The Middle East should not be excluded from the bounds of such a possibility. An important step in fostering relaxation and understanding in the area would be a joint call by the Powers for abstention from the use of force for the solution of disputes and a direct dialogue between the Arab States and Israel with a view to a settlement. The Great Powers would be making a signal contribution to the peace of the area if they adopted an express joint policy of absolute determination to respect the national independence and territorial integrity of every single State in the area in its present boundaries. We are convinced that the Great Powers would not find it impossible to work for the prevention of aggression and to help to prepare the conditions for a direct dialogue between the Arab States and Israel, from which a settlement might grow. International experience has shown that, as a result of the unwearying repetition of a just claim, or an effort to bring about some change - it sometimes penetrates to the international consciousness. Even though we meet with disappointments, Israel will never cease to strive for peace, while devoting itself to its own development and always remaining ready to repel any aggressor.

Today I have surveyed the position in the Middle East and Israel's position within it.

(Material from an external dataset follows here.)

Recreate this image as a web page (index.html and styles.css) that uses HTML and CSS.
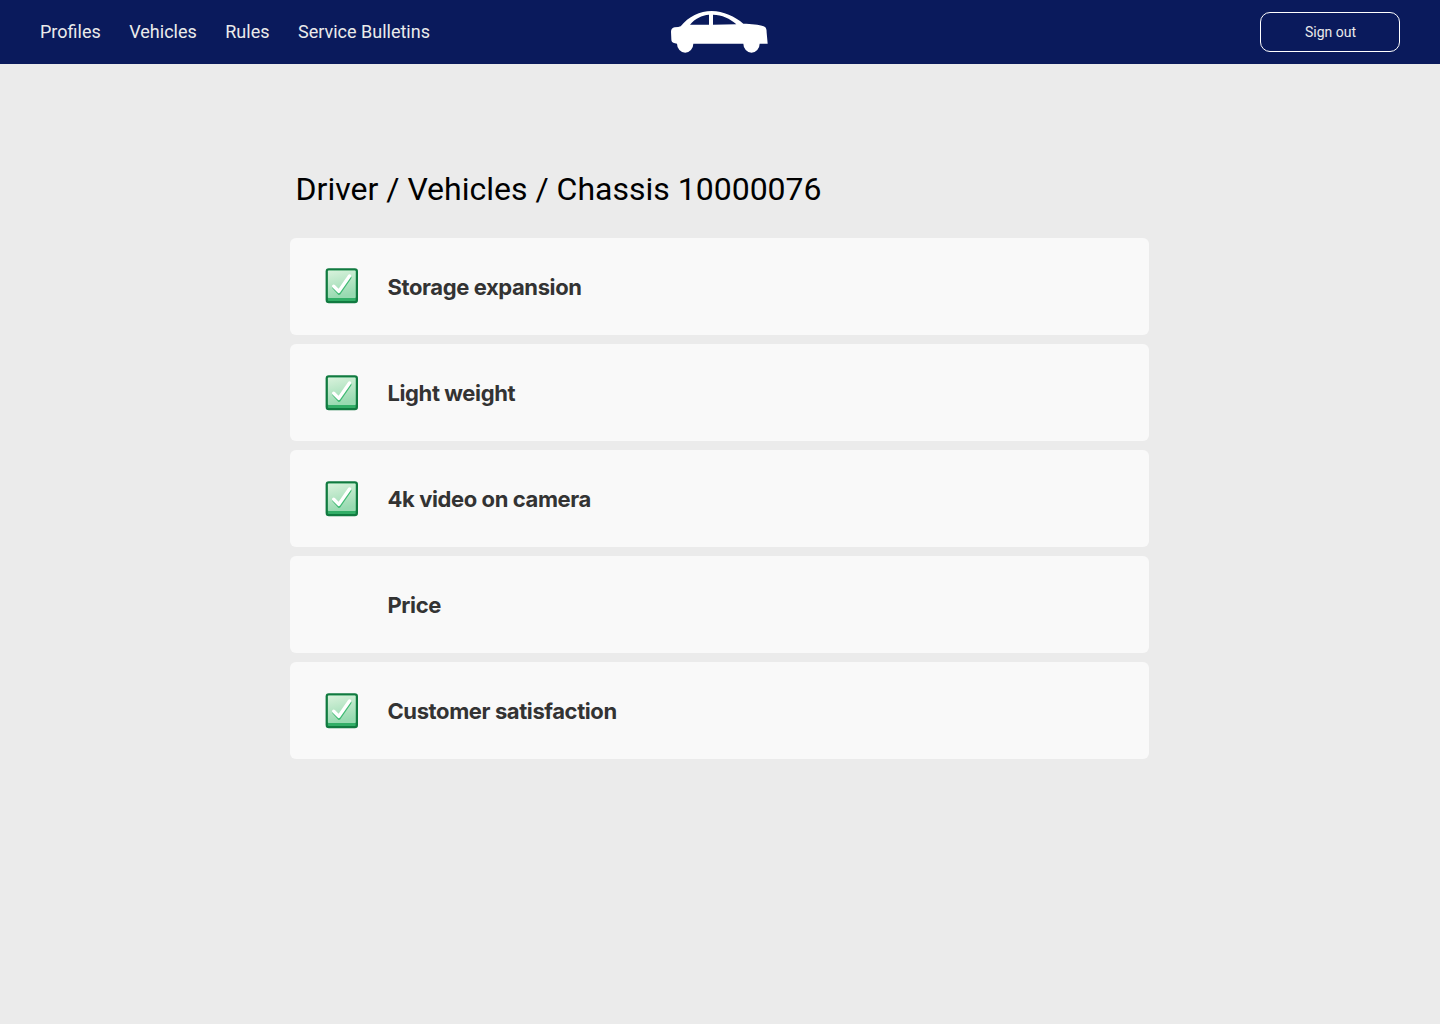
FILE: index.html
```html
<!DOCTYPE html>
<html lang="en">
<head>
<meta charset="utf-8">
<title>Chassis 10000076</title>
<link rel="stylesheet" href="styles.css">
</head>
<body>
<svg class="defs" width="0" height="0" aria-hidden="true">
  <defs>
    <linearGradient id="face" x1="0" y1="0" x2="0.25" y2="1"><stop offset="0" stop-color="#d9f2dc"/><stop offset="1" stop-color="#98dab1"/></linearGradient>
    <symbol id="check" viewBox="0 0 33 36">
      <rect x="0.6" y="0.3" width="32.4" height="34.9" rx="3.2" fill="#117a40"/>
      <rect x="2.9" y="2.6" width="27.8" height="30.4" rx="0.8" fill="#32ae67"/>
      <rect x="2.9" y="2.6" width="27.8" height="27.4" rx="0.8" fill="url(#face)"/>
      <path d="M8.7 19.5L14.1 25.4L25 9.6" fill="none" stroke="#3fba73" stroke-width="3" stroke-linecap="round" stroke-linejoin="round"/>
      <path d="M8.7 18.2L13.8 23.4L24.5 8" fill="none" stroke="#fff" stroke-width="3.4" stroke-linecap="round" stroke-linejoin="round"/>
    </symbol>
  </defs>
</svg>
<header class="topbar">
  <nav class="nav">
    <a>Profiles</a><a>Vehicles</a><a>Rules</a><a>Service Bulletins</a>
  </nav>
  <svg class="logo" viewBox="33 33 291 126" aria-label="Car">
    <path fill="#fff" fill-rule="evenodd" d="M33 95Q33 84 44 82Q56 82 62 79C85 50 120 33 155 33C190 33 225 50 250 71C275 72 300 73 315 81Q320 84 320 98L323 131H299A24.5 27 0 0 1 250 131H100A24.5 27 0 0 1 51 131L42 129Q34 128 34 118ZM90 74H147V44C125 46 106 55 90 74ZM159 44V74L229 73C210 55 186 45 159 44Z"/>
  </svg>
  <button class="signout">Sign out</button>
</header>
<main class="content">
  <h1 class="title">Driver / Vehicles / Chassis 10000076</h1>
  <ul class="list">
    <li class="card first"><svg class="check"><use href="#check"/></svg><span class="label">Storage expansion</span></li>
    <li class="card"><svg class="check"><use href="#check"/></svg><span class="label">Light weight</span></li>
    <li class="card"><svg class="check"><use href="#check"/></svg><span class="label">4k video on camera</span></li>
    <li class="card"><span class="check"></span><span class="label">Price</span></li>
    <li class="card"><svg class="check"><use href="#check"/></svg><span class="label">Customer satisfaction</span></li>
  </ul>
</main>
</body>
</html>
```
FILE: styles.css
```css
* { box-sizing: border-box; }
body { margin: 0; min-height: 1022px; background: #ebebeb; font-family: Roboto, sans-serif; }
.defs { display: block; }
.topbar { display: grid; grid-template-columns: 631px 97px 1fr; align-items: center; height: 64px; padding: 0 40px; background: #0a1a5c; }
.nav { display: flex; gap: 28.5px; color: #ebebeb; font-size: 18px; line-height: 24px; white-space: nowrap; }
.logo { display: block; width: 97px; height: 42px; }
.signout { justify-self: end; width: 140px; height: 40px; padding: 0 0 0 1px; border: 1px solid #fff; border-radius: 10px; background: none; color: #ebebeb; font: 14px/20px Roboto, sans-serif; }
.content { width: 859px; margin: 0 auto 0 290px; padding-top: 105px; }
.title { margin: 0; padding-left: 5.6px; color: #000; font-size: 32px; font-weight: 400; line-height: 40px; }
.list { display: grid; gap: 9px; margin: 29px 0 0; padding: 0; list-style: none; }
.card { display: flex; align-items: flex-start; height: 97px; padding: 31px 0 0 35px; border-radius: 6px; background: #f9f9f9; }
.check { flex: none; width: 33px; height: 36px; }
.first .check { margin-top: -1px; }
.label { margin: 3px 0 0 29.5px; color: #333; font: 700 22px/30px Inter, sans-serif; letter-spacing: -0.4px; }
```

When we survey developments over the years, we may note with satisfaction that, despite all the obstacles and perils, the threats and the acts of aggression, the State of Israel has made progress and consolidated its military and economic independence and its creative achievements in the social and cultural spheres. We have held our ground in the past and we shall continue to do so in future times of trial, by virtue of the energy that emanates from our people's profound faith in its historic mission.